An oddity among New Hampshire papers was Among the Clouds, appearing just after the Civil War. It was run off twice daily in the snow and sleet at the top of Mount Washington, and came to an end when the printing shed burned and an apprentice was killed in a ‘shingle-express’ descent. This ‘express,’ a primitive sort of sled, part iron and part wood, which natives call a ‘Devil’s Shingle,’ may still be seen at the railroad base of Mount Washington. Whip and Spur, a campaign newspaper published at Newport in 1839, was one of the first illustrated papers in the United States.
New Hampshire now has fifty-four newspapers, twelve of which are published daily, the remainder weekly. No Sunday newspaper is published in the State.
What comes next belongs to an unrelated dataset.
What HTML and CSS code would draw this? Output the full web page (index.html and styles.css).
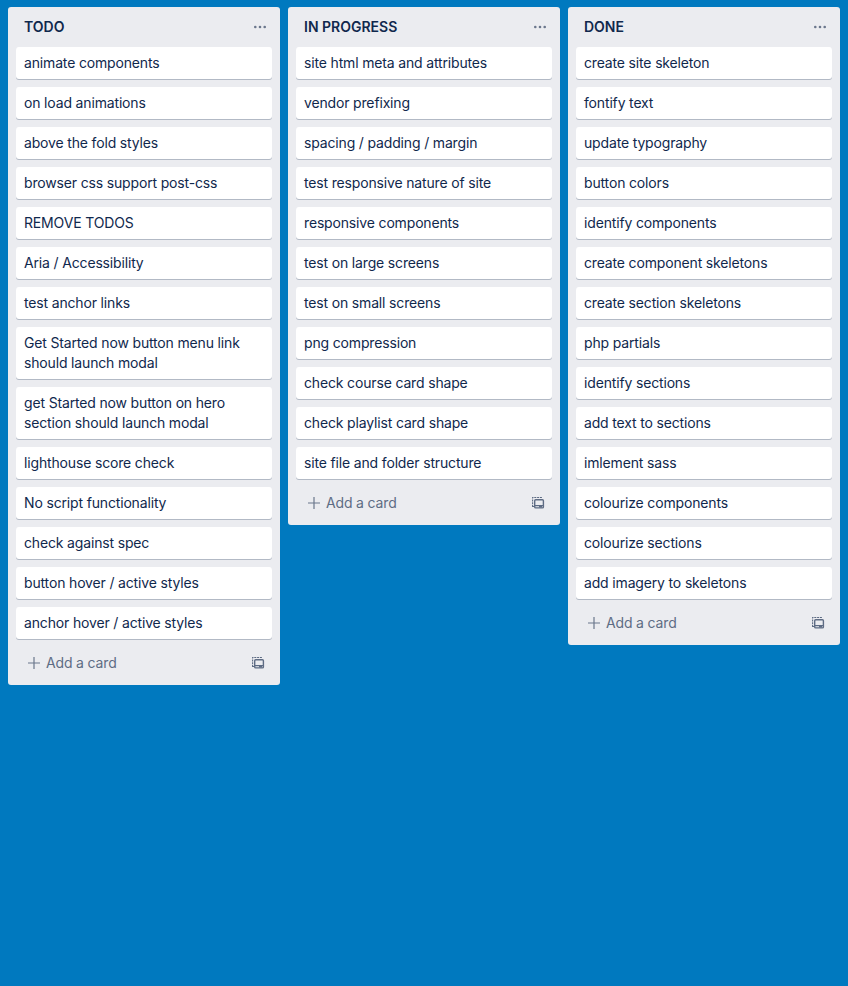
FILE: index.html
```html
<!DOCTYPE html>
<html lang="en">
<head>
<meta charset="utf-8">
<title>Board</title>
<link rel="stylesheet" href="styles.css">
</head>
<body>
<svg class="defs" aria-hidden="true">
  <symbol id="dots" viewBox="0 0 14 14"><g fill="currentColor"><circle cx="2.3" cy="7" r="1.3"/><circle cx="7" cy="7" r="1.3"/><circle cx="11.7" cy="7" r="1.3"/></g></symbol>
  <symbol id="plus" viewBox="0 0 14 14"><path d="M7 1v12M1 7h12" stroke="currentColor" stroke-width="1.2" fill="none"/></symbol>
  <symbol id="template" viewBox="0 0 14 14"><g fill="none" stroke="currentColor"><path d="M1.6 11V1.5H11" stroke-width="1.1" stroke-dasharray="2 .8"/><path d="M1.2 10.5h1.8" stroke-width="1.1"/><rect x="3.7" y="3.7" width="8.7" height="8.2" rx="1" stroke-width="1.4"/></g><path d="M4 9h8v1.2H4zM8 9.5h3v2H8z" fill="currentColor"/></symbol>
</svg>
<main class="board">
  <section class="list">
    <header class="list-header"><h2>TODO</h2><svg class="icon"><use href="#dots"/></svg></header>
    <div class="cards">
      <div class="card">animate components</div>
      <div class="card">on load animations</div>
      <div class="card">above the fold styles</div>
      <div class="card">browser css support post-css</div>
      <div class="card">REMOVE TODOS</div>
      <div class="card">Aria / Accessibility</div>
      <div class="card">test anchor links</div>
      <div class="card">Get Started now button menu link<br>should launch modal</div>
      <div class="card">get Started now button on hero<br>section should launch modal</div>
      <div class="card">lighthouse score check</div>
      <div class="card">No script functionality</div>
      <div class="card">check against spec</div>
      <div class="card">button hover / active styles</div>
      <div class="card">anchor hover / active styles</div>
    </div>
    <footer class="list-footer"><svg class="icon plus"><use href="#plus"/></svg><span>Add a card</span><svg class="icon template"><use href="#template"/></svg></footer>
  </section>
  <section class="list">
    <header class="list-header"><h2>IN PROGRESS</h2><svg class="icon"><use href="#dots"/></svg></header>
    <div class="cards">
      <div class="card">site html meta and attributes</div>
      <div class="card">vendor prefixing</div>
      <div class="card">spacing / padding / margin</div>
      <div class="card">test responsive nature of site</div>
      <div class="card">responsive components</div>
      <div class="card">test on large screens</div>
      <div class="card">test on small screens</div>
      <div class="card">png compression</div>
      <div class="card">check course card shape</div>
      <div class="card">check playlist card shape</div>
      <div class="card">site file and folder structure</div>
    </div>
    <footer class="list-footer"><svg class="icon plus"><use href="#plus"/></svg><span>Add a card</span><svg class="icon template"><use href="#template"/></svg></footer>
  </section>
  <section class="list">
    <header class="list-header"><h2>DONE</h2><svg class="icon"><use href="#dots"/></svg></header>
    <div class="cards">
      <div class="card">create site skeleton</div>
      <div class="card">fontify text</div>
      <div class="card">update typography</div>
      <div class="card">button colors</div>
      <div class="card">identify components</div>
      <div class="card">create component skeletons</div>
      <div class="card">create section skeletons</div>
      <div class="card">php partials</div>
      <div class="card">identify sections</div>
      <div class="card">add text to sections</div>
      <div class="card">imlement sass</div>
      <div class="card">colourize components</div>
      <div class="card">colourize sections</div>
      <div class="card">add imagery to skeletons</div>
    </div>
    <footer class="list-footer"><svg class="icon plus"><use href="#plus"/></svg><span>Add a card</span><svg class="icon template"><use href="#template"/></svg></footer>
  </section>
</main>
</body>
</html>
```
FILE: styles.css
```css
* { box-sizing: border-box; }
body {
  margin: 0;
  min-height: 100vh;
  background: #0079bf;
  color: #10284d;
  font: 14px/20px Inter, "Liberation Sans", sans-serif;
  letter-spacing: -0.16px;
}
.defs { display: none; }
.board {
  display: flex;
  align-items: flex-start;
  gap: 8px;
  padding: 7px 8px;
}
.list {
  flex: 0 0 272px;
  padding: 0 8px;
  background: #ebecf0;
  border-radius: 3px;
}
.list-header {
  display: flex;
  align-items: center;
  justify-content: space-between;
  height: 40px;
  padding: 0 5px 0 8px;
}
.list-header h2 {
  margin: 0;
  font-size: 14px;
  font-weight: 600;
  letter-spacing: 0;
}
.icon {
  display: block;
  width: 14px;
  height: 14px;
  color: #6b778c;
}
.cards {
  display: flex;
  flex-direction: column;
  gap: 8px;
}
.card {
  padding: 6px 8px;
  background: #fff;
  border-radius: 3px;
  box-shadow: 0 1px 0 rgba(9, 30, 66, 0.25);
  white-space: nowrap;
}
.list-footer {
  display: flex;
  align-items: center;
  height: 46px;
  padding: 2px 7px 0 11px;
  color: #5e6c84;
}
.plus { margin-right: 5px; }
.template {
  margin-left: auto;
  color: #5e6c84;
}
```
The paper having the largest circulation is the Manchester Union-Leader, founded in 1863 as an organ of the Democratic Party. From its editorial chair, Gordon Woodbury went to Washington as Assistant Secretary of the Navy during President Wilson’s administration. Its present owner is Colonel Frank Knox of Chicago, Republican candidate for Vice-President in 1936.
New Hampshire has three radio stations. The Laconia station, WLNH, opened in 1922, is the pioneer station in the State and one of the oldest in the country. Stations WFEA in Manchester and WHEB in Portsmouth were opened in 1932. In addition to their other services, all three stations carry frequent programs broadcast by the New Hampshire University Extension Bureau, including lectures by agricultural experts intended primarily for the farmers of the State, talks by women prominent in the field of home economics, and Farm Bureau programs dealing with the activities of 4-H Clubs throughout the State. Manchester broadcasts weekly a market report for farmers, compiled by the State Department of Agriculture. Portsmouth turns to the students of the near-by University of New Hampshire for occasional talent, and broadcasts during the academic year a fortnightly panel discussion of current affairs by students.